The statistics emerged as the Archbishop of Canterbury claimed that English cathedral congregations had grown dramatically in recent years, debunking the 'cliché' that the Church of England is fading away.

The proportion of Muslims also rose from 3.0 per cent to 4.8 per cent, becoming the fastest growing faith in UK.

The 2001 census put the number of British Muslims at nearly 2.5 million.

The third most popular religion in Britain was Hinduism, making up 1.5 percent of the population, while 0.8 percent were Sikhs and 0.5 percent Jewish.

Nearly 180,000 claimed to be followers of the Jedi religion featured in Star Wars - down from 2001, when around 400,000 jokingly put the faith down on their census form.

“These figures show that we have a plural religious landscape, but that doesn't mean we're atheists,” Spencer said.

“Digging deeper, we see that even those who say they have no religion often have a variety of spiritual beliefs, but they don't want to associate these to religious institutions.”

Atheism

The census also found that the number of atheists was on the rise in Britain.

It found that 25.1 percent of people identify themselves as non-believers up from 14.8 per cent a decade earlier.

The numbers of non-believers have been on the rise across Europe and the United States.

A 2005 survey published in Encyclopedia Britannica put non-believers at about 11.9 percent of the world's population.

An official European Union survey recently said that 18 percent of the bloc's population do not believe in God.

The Washington Post reported in September that atheist movements were growing across Europe, lobbying hard for political clout and airtime.

The new census also found that the number of Christians was on decline in Britain.

“In spite of a biased question that positively encourages religious responses, to see such an increase in the non-religious and such a decrease in those reporting themselves as Christian is astounding,” Andrew Copson, chief executive of the British Humanist Association, said.

He said the decline in the number of Christians was 'really significant'.

“Of course these figures still exaggerate the number of Christians overall,” he noted.

“The number of believing, practicing Christians is much lower than this and the number of those leading their lives with no reference to religion much higher.”

There are more than 47,000 churches in Britain, and 42 million Britons, more than 70 percent of the population, consider themselves to be Christian.

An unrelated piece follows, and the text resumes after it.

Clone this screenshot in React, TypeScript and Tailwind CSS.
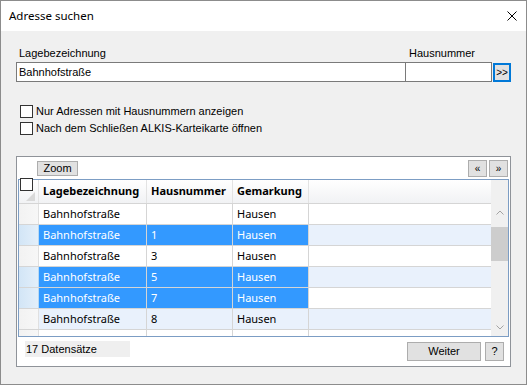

In a study released in 2005, the British-based association Christian Research expected the number of Christians attending Sunday service to fall by two thirds over the next three decades.

The study, The Future of The Church, predicted that the total membership of all the Christian denominations to fall from 9.4 percent of the population to only five percent by 2040.

The study also expected that the poor attendance will force some 18,000 churches to close.